The Wages of Wins Journal has featured a few posts on the topic of student-athletes and the NCAA. And the filing of papers by the football players of Northwestern with National Labor Relations Board fanned the flames of pay-for-play debates everywhere. Clearly, the issue is not going away. But, people (well—economists anyway) have been saying this for the better part of 30 years! What are the core economic principles fueling the fire? There are several and probably too many to tackle in one post; so, for starters, we will explore two: the amateurism model and marginal revenue product (readers of Wages of Wins should be very familiar with the latter).
NCAA Bylaws, Article 12 states “Student-athletes shall be amateurs in an intercollegiate sport, and their participation should be motivated primarily by education and the physical, mental, and social benefits to be derived. Student participation in intercollegiate athletics is an avocation, and student-athletes should be protected from exploitation by professional and commercial enterprises.”
As economists like Michael Leeds, Peter von Allmen, Daniel Rascher, Andrew Schwarz (and others) have pointed out the NCAA’s dealings with student-athletes can be interpreted as pure protection of the ideals described above on behalf of universities or as pure manipulation of labor power provided by athletes for the sake of millions of dollars in revenue from sports.

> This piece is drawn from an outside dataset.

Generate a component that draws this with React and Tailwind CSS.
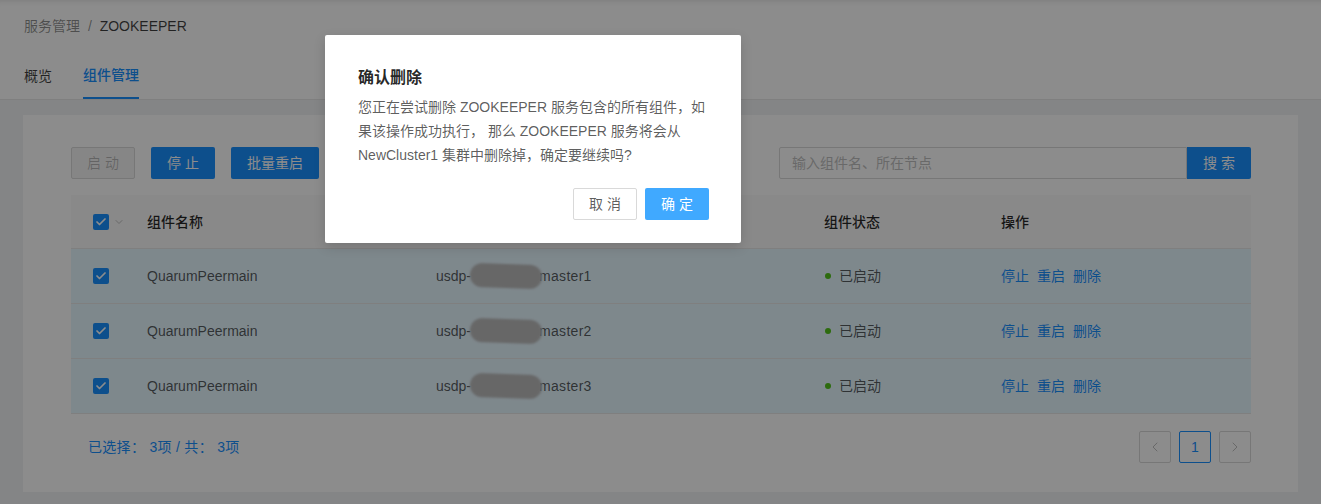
import React from "react";
import { ChevronDown, ChevronLeft, ChevronRight, Check } from "lucide-react";

const font = { fontFamily: '"Liberation Sans", "Noto Sans CJK SC", sans-serif' };

const rows = [
  { name: "QuarumPeermain", host: "master1" },
  { name: "QuarumPeermain", host: "master2" },
  { name: "QuarumPeermain", host: "master3" },
];

const Checkbox = () => (
  <span className="inline-flex w-4 h-4 items-center justify-center rounded-[2px] bg-[#1890ff]">
    <Check className="w-3 h-3 text-white" strokeWidth={3.5} />
  </span>
);

const App = () => {
  return (
    <div className="relative w-full h-[504px] overflow-hidden bg-[#f0f2f5] text-sm" style={font}>
      {/* page header */}
      <div className="bg-white h-[100px] px-6 border-b border-[#e8e8e8] shadow-[inset_0_6px_6px_-6px_rgba(0,0,0,0.15)]">
        <div className="pt-4 leading-5 text-[rgba(0,0,0,0.45)]">
          服务管理 <span className="mx-1">/</span>{" "}
          <span className="text-[rgba(0,0,0,0.75)]">ZOOKEEPER</span>
        </div>
        <div className="flex mt-4 h-12 gap-8">
          <div className="flex items-center text-[rgba(0,0,0,0.75)]">概览</div>
          <div className="flex items-center text-[#1890ff] font-medium border-b-2 border-[#1890ff] h-[47px] pt-[1px] -ml-px">
            组件管理
          </div>
        </div>
      </div>

      {/* card */}
      <div className="mx-[23px] mt-[15px] bg-white h-[377px] pl-12 pr-[47px] pt-8">
        <div className="flex items-center h-8">
          <button className="w-16 h-8 rounded-[2px] border border-[#d9d9d9] bg-[#f5f5f5] text-[rgba(0,0,0,0.25)] tracking-[4px] pl-1">
            启动
          </button>
          <button className="ml-4 w-16 h-8 rounded-[2px] bg-[#1890ff] text-white tracking-[4px] pl-1">
            停止
          </button>
          <button className="ml-4 w-[88px] h-8 rounded-[2px] bg-[#1890ff] text-white">
            批量重启
          </button>
          <div className="ml-auto flex">
            <div className="w-[408px] h-8 border border-[#d9d9d9] rounded-l-[2px] px-3 flex items-center text-[#bfbfbf]">
              输入组件名、所在节点
            </div>
            <button className="w-16 h-8 rounded-r-[2px] bg-[#1890ff] text-white tracking-[4px] pl-1">
              搜索
            </button>
          </div>
        </div>

        {/* table */}
        <div className="mt-4">
          <div className="flex items-center h-[54px] bg-[#fafafa] border-b border-[#e8e8e8] font-medium text-[rgba(0,0,0,0.85)]">
            <div className="w-[76px] pl-[22px] flex items-center gap-1">
              <Checkbox />
              <ChevronDown className="w-3 h-3 text-[#bfbfbf]" />
            </div>
            <div className="w-[289px]">组件名称</div>
            <div className="w-[388px]">所在节点</div>
            <div className="w-[177px]">组件状态</div>
            <div className="flex-1">操作</div>
          </div>
          {rows.map((r, i) => (
            <div
              key={i}
              className="flex items-center h-[55px] bg-[#e6f7ff] border-b border-[#e8e8e8] text-[rgba(0,0,0,0.65)]"
            >
              <div className="w-[76px] pl-[22px] flex items-center">
                <Checkbox />
              </div>
              <div className="w-[289px]">{r.name}</div>
              <div className="w-[388px] flex items-center">
                usdp-
                <span className="inline-block w-[72px] h-[24px] -ml-px -mr-[3px] rounded-full bg-[#bcbcbc] blur-[1px] rotate-[2deg]" />
                <span className="tracking-[0.3px]">{r.host}</span>
              </div>
              <div className="w-[177px] flex items-center">
                <span className="w-[6px] h-[6px] rounded-full bg-[#52c41a] ml-[1px] mr-[8px]" />
                已启动
              </div>
              <div className="flex-1 flex gap-2 text-[#1890ff]">
                <span>停止</span>
                <span>重启</span>
                <span>删除</span>
              </div>
            </div>
          ))}
        </div>

        {/* footer */}
        <div className="flex items-center h-8 mt-[17px]">
          <div className="pl-[17px] text-[#1890ff] tracking-[0.3px]">已选择： 3项 / 共： 3项</div>
          <div className="ml-auto flex gap-2">
            <div className="w-8 h-8 border border-[#d9d9d9] rounded-[2px] flex items-center justify-center text-[#bfbfbf]">
              <ChevronLeft className="w-4 h-4" strokeWidth={1.5} />
            </div>
            <div className="w-8 h-8 border border-[#1890ff] rounded-[2px] flex items-center justify-center text-[#1890ff]">
              1
            </div>
            <div className="w-8 h-8 border border-[#d9d9d9] rounded-[2px] flex items-center justify-center text-[#bfbfbf]">
              <ChevronRight className="w-4 h-4" strokeWidth={1.5} />
            </div>
          </div>
        </div>
      </div>

      {/* mask */}
      <div className="absolute inset-0 bg-black/45" />

      {/* modal */}
      <div className="absolute left-[325px] top-[35px] w-[416px] bg-white rounded-[2px] shadow-[0_4px_12px_rgba(0,0,0,0.15)] pl-[33px] pr-8 pt-8 pb-[23px]">
        <div className="text-base font-bold leading-[22px] text-[rgba(0,0,0,0.85)]">确认删除</div>
        <div className="mt-[6px] leading-6 text-[rgba(0,0,0,0.65)]">
          您正在尝试删除 ZOOKEEPER 服务包含的所有组件，如
          <br />
          果该操作成功执行， 那么 ZOOKEEPER 服务将会从
          <br />
          NewCluster1 集群中删除掉，确定要继续吗?
        </div>
        <div className="flex justify-end gap-2 mt-[21px]">
          <button className="w-16 h-8 rounded-[2px] border border-[#d9d9d9] bg-white text-[rgba(0,0,0,0.65)] tracking-[4px] pl-1">
            取消
          </button>
          <button className="w-16 h-8 rounded-[2px] bg-[#40a9ff] text-white tracking-[4px] pl-1">
            确定
          </button>
        </div>
      </div>
    </div>
  );
};

export default App;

Rascher and Schwarz argue pointedly that amateurism is neither a reasonable nor necessary restraint to keep collegiate athletics alive and well relative to its competition from the NFL or the NBA. They take this position in spite of the fact that NCAA v. Board of Regents 468 U.S. 85 (1984) helped create precedent that virtually insulates the NCAA from actions against it. Subsequent cases have explored whether NCAA rules are necessary for preserving amateurism. Yet, Rascher and Schwarz explain the NCAA was never required to demonstrate amateurism itself was necessary or reasonable for its operations (see Rascher and Schwarz endnote number 14 for details on this open question for the courts).
Leeds and von Allmen provide a short history of amateurism in their popular economics of sports text. They take us back to the first Olympic games all the way to the development of the modern collegiate systems of play. A student of this history would be quick to point out what we call an amateur today is a very different from the amateurs of the past. Because this definition evolves over time, it is rather a curious platform to build an institution upon. Given the bylaws above you might get the idea only professional teams or commercial enterprises are capable of exploitation. In fact, in a prime example of Orwellian “double-speak” the bylaws indicate the student-athletes should seek protection from the NCAA itself.

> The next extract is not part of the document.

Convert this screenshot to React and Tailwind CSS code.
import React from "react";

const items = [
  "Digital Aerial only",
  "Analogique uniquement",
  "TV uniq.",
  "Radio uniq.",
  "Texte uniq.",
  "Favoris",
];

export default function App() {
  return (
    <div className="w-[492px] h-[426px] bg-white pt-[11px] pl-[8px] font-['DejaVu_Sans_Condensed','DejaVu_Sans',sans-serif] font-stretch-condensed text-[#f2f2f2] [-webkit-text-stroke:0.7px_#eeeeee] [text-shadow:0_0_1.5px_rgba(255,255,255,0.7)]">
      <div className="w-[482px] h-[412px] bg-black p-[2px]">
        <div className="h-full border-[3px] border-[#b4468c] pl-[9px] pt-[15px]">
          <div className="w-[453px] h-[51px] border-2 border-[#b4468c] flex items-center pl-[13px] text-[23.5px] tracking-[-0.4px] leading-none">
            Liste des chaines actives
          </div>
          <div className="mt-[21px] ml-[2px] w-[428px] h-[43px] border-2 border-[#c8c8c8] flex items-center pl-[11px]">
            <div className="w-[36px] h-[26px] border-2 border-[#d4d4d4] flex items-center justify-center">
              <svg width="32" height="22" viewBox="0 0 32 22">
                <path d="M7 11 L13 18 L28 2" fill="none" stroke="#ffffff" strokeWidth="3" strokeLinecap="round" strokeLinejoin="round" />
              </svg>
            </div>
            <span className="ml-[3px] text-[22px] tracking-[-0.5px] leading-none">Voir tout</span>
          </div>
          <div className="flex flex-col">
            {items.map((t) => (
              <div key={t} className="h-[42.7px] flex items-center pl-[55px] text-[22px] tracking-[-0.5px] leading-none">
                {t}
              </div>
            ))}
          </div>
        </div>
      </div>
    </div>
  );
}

And, that’s what more and more of them intend to do. This brings us to the second economic principle at play: marginal revenue product (MRP). Economic theory identifies the additional output produced from one more unit of a factor of production (like labor) as the marginal product of that labor. When we multiply that marginal output by the additional revenue it produces for the firm we get marginal revenue product. If this all sounds familiar–it should! The marginal product story is the basic framework for Wins Produced. Berri, Brook and Fenn estimate the Wins Produced for 15 years of college drafted NBA players. Using their familiar performance statistics it is pretty easy to measure the marginal product of a drafted basketball player (less so for football players). In the NBA it is also possible to estimate the additional revenue these player contributions generate. Hence, MRP.
Economists — like Dave Berri, Robert Brown, and Dan Rascher — have also estimated the MRP for collegiate basketball players. The average MRP they report — across all Division 1A players in the past few years — is a value of about $100,000. This clearly exceeds the average grant-in-aid sanctioned by the NCAA.
Where does this revenue go if it is not going to the labor that created it? You name it: coaching salaries, enhanced facilities, or other line items in the Athletic Department budget benefit from these economic rents. This extraction of rents is problematic for economists. Economists tend to emphasize efficiency in the allocation of resources; we speak and write often about optimizing on resource usage, maximizing welfare, and minimizing costs. In short, not paying student-athletes their MRP is inefficient–amateur status or not. There are other ethical and philosophical reasons to protest the status quo here, but for most economists inefficiency is a sufficient condition to protest the NCAA’s behavior.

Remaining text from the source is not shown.